The press notes for Le Quattro Volte call it a docu-essay, and I guess that works if you need to call it something. But that doesn't really give you a sense of how involved you get in the smallest dramas. For example, a baby goat strays from the flock because that's what baby goats do. It gets lost and calls out desperately for its mother as the day turns to night. It's agonizing to watch whether or not he'll find the flock again. Director Michelangelo Frammartino structures his work in such a way that we find value and meaning and levels of fascination in the smallest things. The life of a single fir tree, cut down for a festival in the village, is one of the more remarkable journeys I've ever seen.

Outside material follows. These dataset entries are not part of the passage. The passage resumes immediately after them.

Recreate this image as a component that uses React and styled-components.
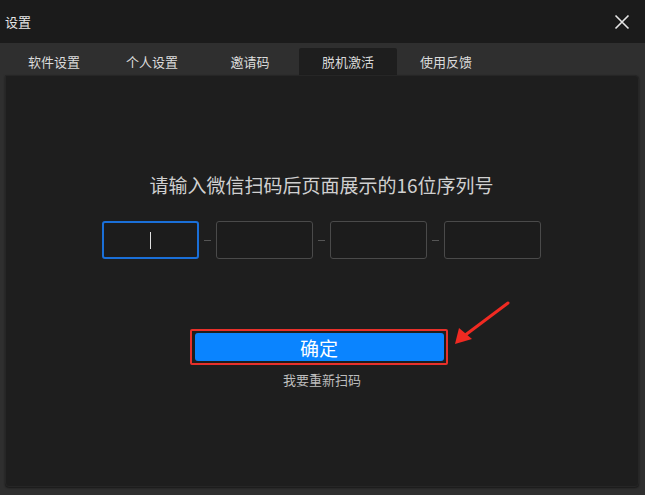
import React from 'react';
import styled, { createGlobalStyle } from 'styled-components';

const Global = createGlobalStyle`
  html, body { margin: 0; padding: 0; background: #2f2f2f; }
  body { font-family: "Noto Sans CJK SC", "Noto Sans", sans-serif; }
`;

const Window = styled.div`
  width: 645px;
  height: 495px;
  display: flex;
  flex-direction: column;
  background: #2f2f2f;
  overflow: hidden;
`;

const TitleBar = styled.div`
  height: 43px;
  flex: none;
  background: #1b1b1b;
  display: flex;
  align-items: center;
  justify-content: space-between;
  padding: 0 14px 0 5px;
  color: #e6e6e6;
  font-size: 13px;
`;

const Close = styled.button`
  border: 0;
  background: none;
  padding: 0;
  width: 18px;
  height: 18px;
  color: #e0e0e0;
  display: flex;
  align-items: center;
  justify-content: center;
`;

const Tabs = styled.div`
  display: flex;
  padding: 5px 5px 0;
  height: 27px;
  flex: none;
`;

const Tab = styled.div`
  width: 98px;
  display: flex;
  align-items: center;
  justify-content: center;
  font-size: 13px;
  color: ${p => (p.$active ? '#d8d8d8' : '#dcdcdc')};
  background: ${p => (p.$active ? '#1e1e1e' : 'transparent')};
  border-radius: 2px 2px 0 0;
`;

const Panel = styled.div`
  position: relative;
  margin: 0 6px 8px 5px;
  flex: 1;
  background: #1e1e1e;
  border: 1px solid #262626;
  border-radius: 0 4px 4px 4px;
  box-shadow: 0 1px 2px rgba(0,0,0,0.5);
  display: flex;
  flex-direction: column;
  align-items: center;
`;

const Prompt = styled.div`
  margin-top: 97px;
  font-size: 19px;
  line-height: 24px;
  color: #d0d0d0;
  font-family: "Noto Sans CJK SC", sans-serif;
  margin-left: -1px;
`;

const CodeRow = styled.div`
  margin-top: 24px;
  display: flex;
  align-items: center;
  margin-left: -1px;
`;

const CodeBox = styled.div`
  width: 97px;
  height: 38px;
  box-sizing: border-box;
  border: ${p => (p.$focus ? '2px solid #1a6fd8' : '1px solid #4a4a4a')};
  border-radius: 3px;
  background: #1c1c1c;
  display: flex;
  align-items: center;
  justify-content: center;
`;

const Caret = styled.div`
  width: 1px;
  height: 17px;
  background: #e0e0e0;
`;

const Dash = styled.div`
  width: 17px;
  display: flex;
  justify-content: center;
  &::before {
    content: '';
    width: 7px;
    height: 1px;
    background: #555;
  }
`;

const Highlight = styled.div`
  margin-top: 70px;
  margin-left: -7px;
  padding: 2px 2px 2px 3px;
  border: 2px solid #e8302a;
  border-radius: 2px;
`;

const ConfirmButton = styled.button`
  width: 249px;
  height: 28px;
  border: 0;
  border-radius: 3px;
  background: #0a84ff;
  color: #ffffff;
  font-size: 19px;
  font-family: "Noto Sans CJK SC", sans-serif;
  display: flex;
  align-items: center;
  justify-content: center;
  padding: 0;
`;

const Rescan = styled.div`
  margin-top: 5px;
  font-size: 13px;
  line-height: 19px;
  color: #bdbdbd;
`;

const Arrow = styled.svg`
  position: absolute;
  left: 440px;
  top: 224px;
`;

const tabs = ['软件设置', '个人设置', '邀请码', '脱机激活', '使用反馈'];

export default function App() {
  return (
    <Window>
      <Global />
      <TitleBar>
        <span>设置</span>
        <Close>
          <svg width="16" height="16" viewBox="0 0 16 16">
            <path d="M1.5 1.5 L14.5 14.5 M14.5 1.5 L1.5 14.5" stroke="#e6e6e6" strokeWidth="1.6" />
          </svg>
        </Close>
      </TitleBar>
      <Tabs>
        {tabs.map(t => (
          <Tab key={t} $active={t === '脱机激活'}>{t}</Tab>
        ))}
      </Tabs>
      <Panel>
        <Prompt>请输入微信扫码后页面展示的16位序列号</Prompt>
        <CodeRow>
          <CodeBox $focus><Caret /></CodeBox>
          <Dash />
          <CodeBox />
          <Dash />
          <CodeBox />
          <Dash />
          <CodeBox />
        </CodeRow>
        <Highlight>
          <ConfirmButton>确定</ConfirmButton>
        </Highlight>
        <Rescan>我要重新扫码</Rescan>
        <Arrow width="70" height="50" viewBox="0 0 70 50">
          <path d="M62 3 L18 36" stroke="#f02a22" strokeWidth="3" strokeLinecap="round" />
          <path d="M9 44 L13 28 L26 39 Z" fill="#f02a22" />
        </Arrow>
      </Panel>
    </Window>
  );
}
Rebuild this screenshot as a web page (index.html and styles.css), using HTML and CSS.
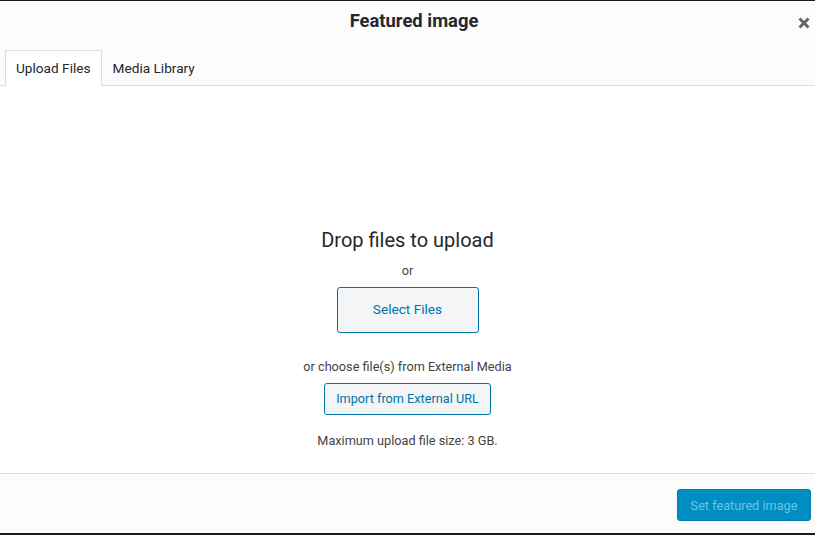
FILE: index.html
```html
<!DOCTYPE html>
<html>
<head>
    <link rel="stylesheet" href="styles.css">
</head>
<body>
    <div class="modal">
        <div class="modal-header">
            <h1>Featured image</h1>
            <button class="close-btn" aria-label="Close">
                <svg width="12" height="12" viewBox="0 0 12 12">
                    <path d="M1.5 1.5 L10.5 10.5 M10.5 1.5 L1.5 10.5" stroke="#666" stroke-width="3" fill="none"/>
                </svg>
            </button>
        </div>
        <div class="tabs">
            <div class="tab active">Upload Files</div>
            <div class="tab">Media Library</div>
        </div>
        <div class="uploader">
            <div class="drop-title">Drop files to upload</div>
            <div class="drop-or">or</div>
            <button class="select-btn">Select Files</button>
            <div class="ext-label">or choose file(s) from External Media</div>
            <button class="import-btn">Import from External URL</button>
            <div class="max-size">Maximum upload file size: 3 GB.</div>
        </div>
        <div class="modal-footer">
            <button class="primary-btn" disabled>Set featured image</button>
        </div>
    </div>
</body>
</html>
```

FILE: styles.css
```css
html, body {
    margin: 0;
    height: 100%;
}

body {
    background: #1a1a1a;
    font-family: Roboto, "Liberation Sans", sans-serif;
    color: #23282d;
    padding: 1px 0 2px;
    box-sizing: border-box;
}

.modal {
    height: 100%;
    background: #fff;
    display: flex;
    flex-direction: column;
}

.modal-header {
    position: relative;
    height: 41px;
    box-sizing: border-box;
    background: #fcfcfc;
    display: flex;
    align-items: flex-start;
    justify-content: center;
    padding: 1px 0 0 13px;
}

.modal-header h1 {
    margin: 0;
    font-size: 18.4px;
    font-weight: 700;
    line-height: 38px;
}

.close-btn {
    position: absolute;
    right: 4px;
    top: 15px;
    width: 14px;
    height: 14px;
    padding: 0;
    border: none;
    background: none;
    display: flex;
    align-items: center;
    justify-content: center;
}

.tabs {
    background: #fcfcfc;
    padding: 8px 5px 0;
    display: flex;
    border-bottom: 1px solid #ddd;
}

.tab {
    font-size: 13.65px;
    line-height: 34px;
    padding: 0 10px;
    border: 1px solid transparent;
    border-bottom: none;
    margin-bottom: -1px;
    color: #23282d;
}

.tab.active {
    background: #fff;
    border-color: #ddd;
    padding-bottom: 1px;
}

.uploader {
    flex: 1;
    display: flex;
    flex-direction: column;
    align-items: center;
    padding-top: 140px;
    text-align: center;
}

.drop-title {
    font-size: 20px;
    line-height: 28px;
}

.drop-or {
    font-size: 12.7px;
    line-height: 20px;
    margin-top: 7px;
    margin-bottom: -1px;
    color: #444;
}

.select-btn,
.import-btn {
    font-family: inherit;
    background: #f3f5f6;
    color: #0073aa;
    border: 1px solid #0073aa;
    border-radius: 3px;
    font-size: 13.65px;
    padding: 0 0 2px;
}

.select-btn {
    margin-top: 7px;
    width: 142px;
    height: 46px;
}

.ext-label {
    font-size: 12.7px;
    line-height: 20px;
    margin-top: 24px;
    margin-bottom: -1px;
    color: #444;
}

.import-btn {
    margin-top: 7px;
    width: 167px;
    height: 32px;
    font-size: 12.7px;
}

.max-size {
    font-size: 12.7px;
    line-height: 20px;
    margin-top: 16px;
    color: #444;
}

.modal-footer {
    background: #fcfcfc;
    border-top: 1px solid #ddd;
    display: flex;
    justify-content: flex-end;
    align-items: flex-start;
    padding: 15px 4px 0;
    box-sizing: border-box;
    height: 60px;
}

.primary-btn {
    font-family: inherit;
    width: 134px;
    height: 32px;
    background: #008ec2;
    border: 1px solid #007cb2;
    border-radius: 3px;
    color: #66c6e4;
    font-size: 12.7px;
    padding: 0;
}
```
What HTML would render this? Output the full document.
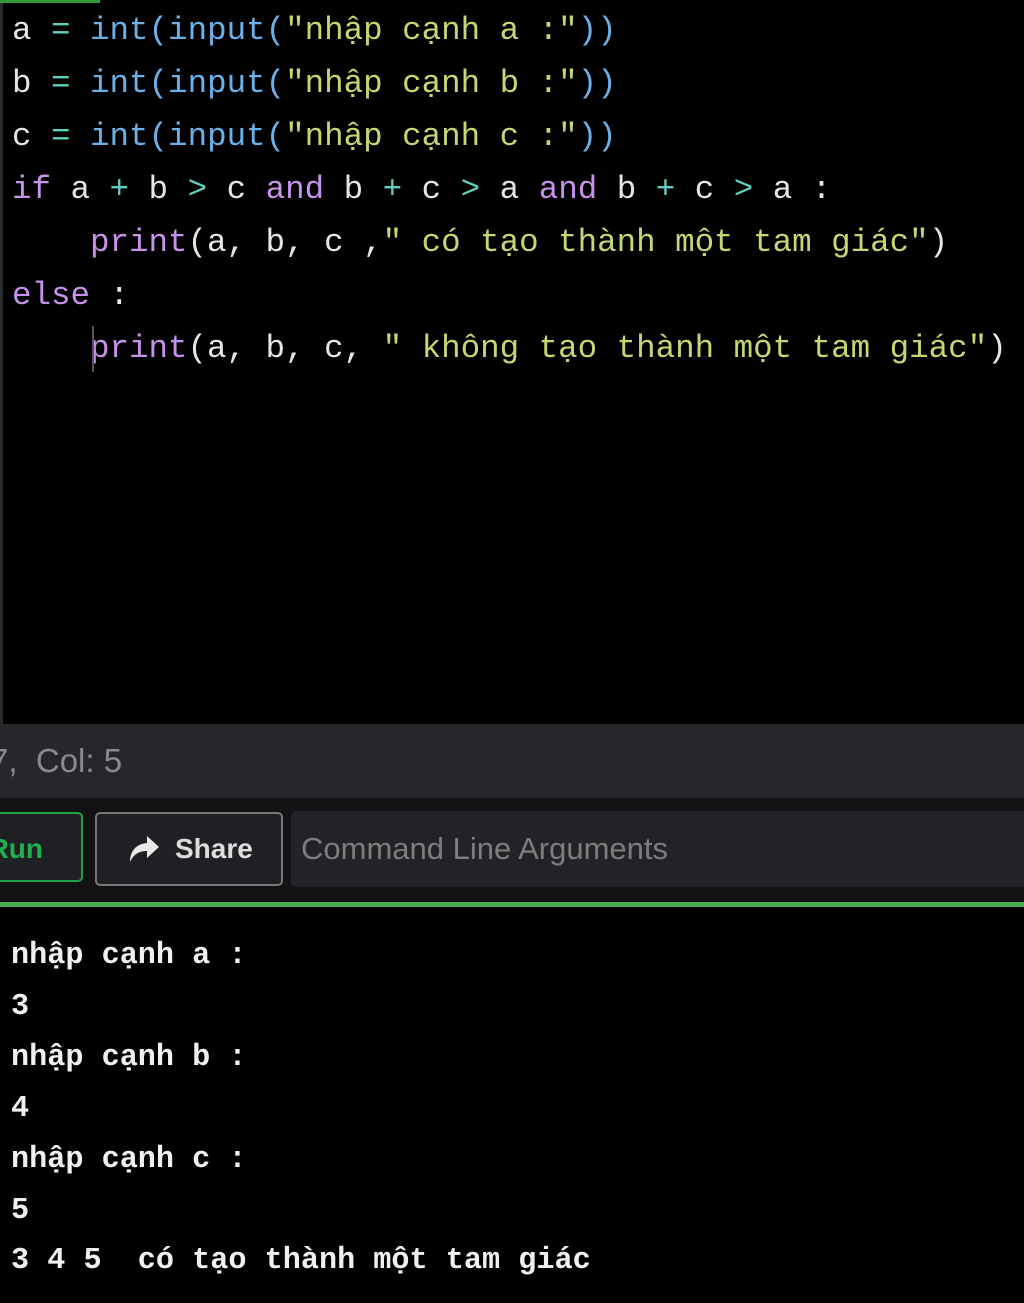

I will absolutely warn you that those of you addicted to more typical summer offerings may be bored out of your skull with this movie. But for those of you who like a little peace and quiet between your explosion-filled sequels, you may find Le Quattro Volte something astonishing. The images are stunning, the faces unforgettable, and the journey is the stuff of life. I got just as much fulfillment out of this film concerning the cyclical path that life has always taken us on as I did watching The Tree of Life, only this film doesn't have dinosaurs, I'm sorry to say. The events depicted in this movie are a microcosm of the rest of the world, and I was endlessly transfixed by them. Not for everyone, but if you're in need of a little soul enrichment, this is the movie for you.